A crise no olhar contemporâneo é, portanto, uma crise da atenção e da abertura. Berger fala de uma relação “sempre aberta” entre ver e saber; Deleuze, por sua vez, insiste que só há pensamento quando algo nos força a sair do reconhecimento habitual. O problema é que o presente reduz os tempos de demora, não há mais espaço para sustentar a opacidade do que não se entende de imediato. Quer-se que tudo seja legível, traduzível, consumível. A opacidade, o indizível, o que ainda não tem nome, são expulsos.

Mas é nesse lugar que reside uma possibilidade de resistência. Recuperar o olhar como experiência de estranhamento, como demora no que não se explica rápido. Permitir que o ver não se dissolva imediatamente no saber.

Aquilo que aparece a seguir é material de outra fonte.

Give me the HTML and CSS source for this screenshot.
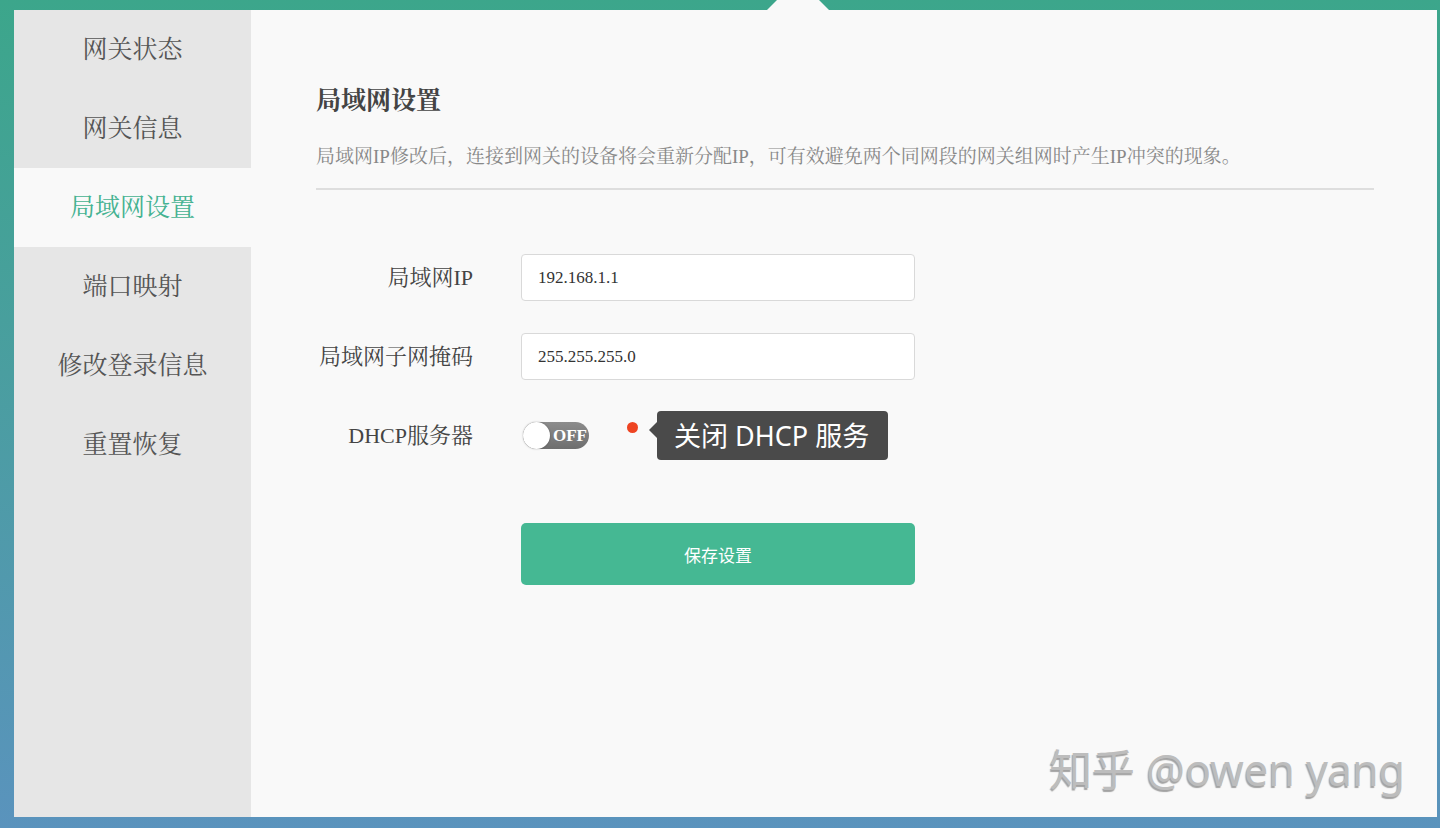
FILE: index.html
```html
<!DOCTYPE html>
<html lang="zh-CN">
<head>
  <meta charset="UTF-8" />
  <title>局域网设置</title>
  <link rel="stylesheet" href="styles.css">
</head>
<body>

  <div class="frame">
    <div class="panel">
      <span class="notch"></span>

      <ul class="menu">
        <li>网关状态</li>
        <li>网关信息</li>
        <li class="active">局域网设置</li>
        <li>端口映射</li>
        <li>修改登录信息</li>
        <li>重置恢复</li>
      </ul>

      <div class="content">
        <h2>局域网设置</h2>
        <p class="desc">局域网IP修改后，连接到网关的设备将会重新分配IP，可有效避免两个同网段的网关组网时产生IP冲突的现象。</p>

        <div class="form">
          <label>局域网IP</label>
          <input type="text" value="192.168.1.1" />

          <label>局域网子网掩码</label>
          <input type="text" value="255.255.255.0" />

          <label>DHCP服务器</label>
          <div class="dhcp">
            <div class="switch">
              <span class="knob"></span>
              <span class="state">OFF</span>
            </div>
            <span class="dot"></span>
            <div class="tip">关闭 DHCP 服务</div>
          </div>

          <span></span>
          <button>保存设置</button>
        </div>
      </div>

      <div class="watermark">知乎 @owen yang</div>
    </div>
  </div>

</body>
</html>
```

FILE: styles.css
```css
* {
  box-sizing: border-box;
}

body {
  margin: 0;
  font-family: "Liberation Serif", "Noto Serif CJK SC", "Noto Sans CJK SC", serif;
}

.frame {
  height: 828px;
  padding: 10px 3px 11px 14px;
  background: linear-gradient(180deg, #3ca68b 0%, #4a9ea0 45%, #5a93bd 100%);
}

.panel {
  position: relative;
  display: flex;
  height: 100%;
  background: #f9f9f9;
}

.notch {
  position: absolute;
  top: -31px;
  left: 753px;
  width: 0;
  height: 0;
  border-left: 31px solid transparent;
  border-right: 31px solid transparent;
  border-bottom: 31px solid #f9f9f9;
}

.menu {
  width: 237px;
  margin: 0;
  padding: 0;
  list-style: none;
  background: #e6e6e6;
}

.menu li {
  height: 79px;
  line-height: 79px;
  text-align: center;
  font-size: 25px;
  color: #555;
}

.menu li.active {
  background: #f9f9f9;
  color: #45b291;
}

.content {
  flex: 1;
  padding: 75px 63px 0 65px;
}

h2 {
  margin: 0;
  font-size: 25px;
  line-height: 32px;
  font-weight: bold;
  color: #444;
}

.desc {
  margin: 27px 0 0;
  padding-bottom: 18px;
  border-bottom: 2px solid #dedede;
  font-size: 19px;
  line-height: 26px;
  color: #888;
}

.form {
  display: grid;
  grid-template-columns: 157px 394px;
  column-gap: 48px;
  row-gap: 32px;
  margin-top: 64px;
}

.form label {
  text-align: right;
  font-size: 22px;
  line-height: 47px;
  color: #444;
  white-space: nowrap;
}

.form input {
  height: 47px;
  padding: 0 16px;
  background: #fff;
  border: 1px solid #d9d9d9;
  border-radius: 4px;
  font-family: "Liberation Serif", serif;
  font-size: 17px;
  color: #333;
}

.dhcp {
  display: flex;
  align-items: center;
  height: 47px;
  white-space: nowrap;
}

.switch {
  position: relative;
  width: 66px;
  height: 27px;
  margin-left: 2px;
  border-radius: 14px;
  background: linear-gradient(180deg, #8c8c8c, #6e6e6e);
}

.knob {
  position: absolute;
  top: 0;
  left: 0;
  width: 27px;
  height: 27px;
  border-radius: 50%;
  background: #fff;
  box-shadow: 0 0 2px rgba(0,0,0,0.3);
}

.state {
  position: absolute;
  right: 2px;
  top: 0;
  line-height: 27px;
  font-size: 17px;
  font-weight: bold;
  color: #fff;
}

.dot {
  width: 11px;
  height: 11px;
  margin: -16px 0 0 38px;
  border-radius: 50%;
  background: #ee4422;
}

.tip {
  position: relative;
  height: 49px;
  margin-left: 19px;
  padding: 0 19px 0 17px;
  border-radius: 4px;
  background: #4a4a4a;
  font-family: "Noto Sans", "Noto Sans CJK SC", sans-serif;
  font-size: 27px;
  line-height: 49px;
  color: #fff;
}

.tip::before {
  content: "";
  position: absolute;
  left: -8px;
  top: 11px;
  border-top: 8px solid transparent;
  border-bottom: 8px solid transparent;
  border-right: 8px solid #4a4a4a;
}

button {
  height: 62px;
  margin-top: 32px;
  border: none;
  border-radius: 5px;
  background: #45b893;
  color: #fff;
  font-family: "Noto Sans CJK SC", sans-serif;
  font-size: 17px;
  cursor: pointer;
}

.watermark {
  position: absolute;
  right: 32px;
  bottom: 26px;
  font-family: "Noto Sans", "Noto Sans CJK SC", sans-serif;
  font-size: 43px;
  line-height: 1;
  color: #bdbdbd;
  text-shadow: -1px 2px 1px rgba(0,0,0,0.35);
}
```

Berger nos recorda que “explicamos o mundo através da palavra, mas palavras nunca poderão contrariar o fato de que o mundo nos envolve”. O que vemos não cabe inteiramente no que dizemos e é nessa fissura que o olhar pode recuperar sua potência.

Um olhar que não reduz, mas se deixa afetar. Um olhar que não se satisfaz em reconhecer, mas que insiste em estranhar. Talvez seja essa a tarefa no presente: aprender a ver de novo.